Nice setup, huh? I owned that friggin’ hall, I tells ya! |
Would you buy comics from this man? |
It didn’t take too long for the trouble to start. I don’t know what it is about me that irratates these people. All I did was ask this guy if he’s one of those gay construction workers you hear about. And if not, why did I see him sucking a foreman’s jackhammer behind the concession stand? |
Some sort of Charlie Brown ghost? No, it’s Kevin from Sin City! Or a long lost Winter brother. |
My loyal fans from the Ghost Buster’s Nightsquad were back again. See that big one on the left?

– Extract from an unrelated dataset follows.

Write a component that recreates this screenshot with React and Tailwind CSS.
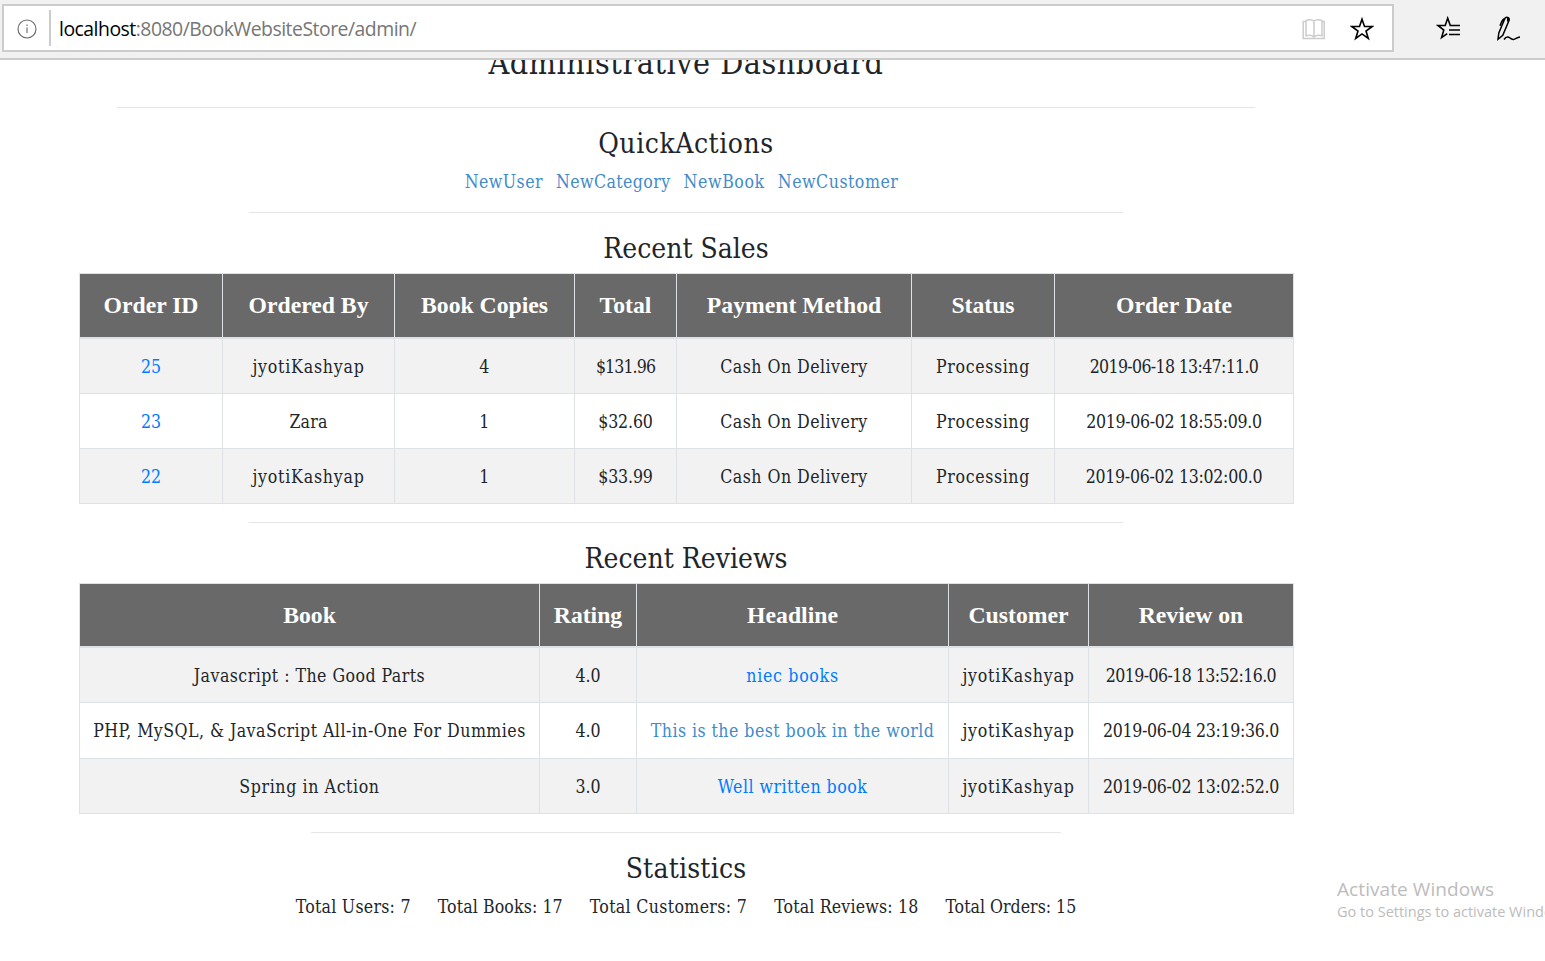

He kills at my command, and asks only for a single animal cracker as payment. Still, I’m sure there’s a Mexican illegal who could make me a better offer. (On the other hand, what southron would ever pimp me video-style the way lesser-giant Bo Holbrook has?) |
Mike Sonovic, aka 3-D Beepo, also returned this year after a tour of America’s finest rehabs, and actually won first place (or no place, I forget which) in the con’s costume contest. Note the balloons from the “Funny Business” storyline. Nice touch! Still, why is Mike the only guy who has ever dressed up as one of my character’s, huh??? Surely I’m not that unpopular! Surely not… |
“Stop….defending….Raimi! Spider-Man 3… sucked it!!!” |
The Schulz estate finally took notice of Weapon Brown and sent their lawyer to discuss the matter with me. |
I look forward to returning to Pittsburgh next year when my wounds have healed and I’ve stopped peeing blood.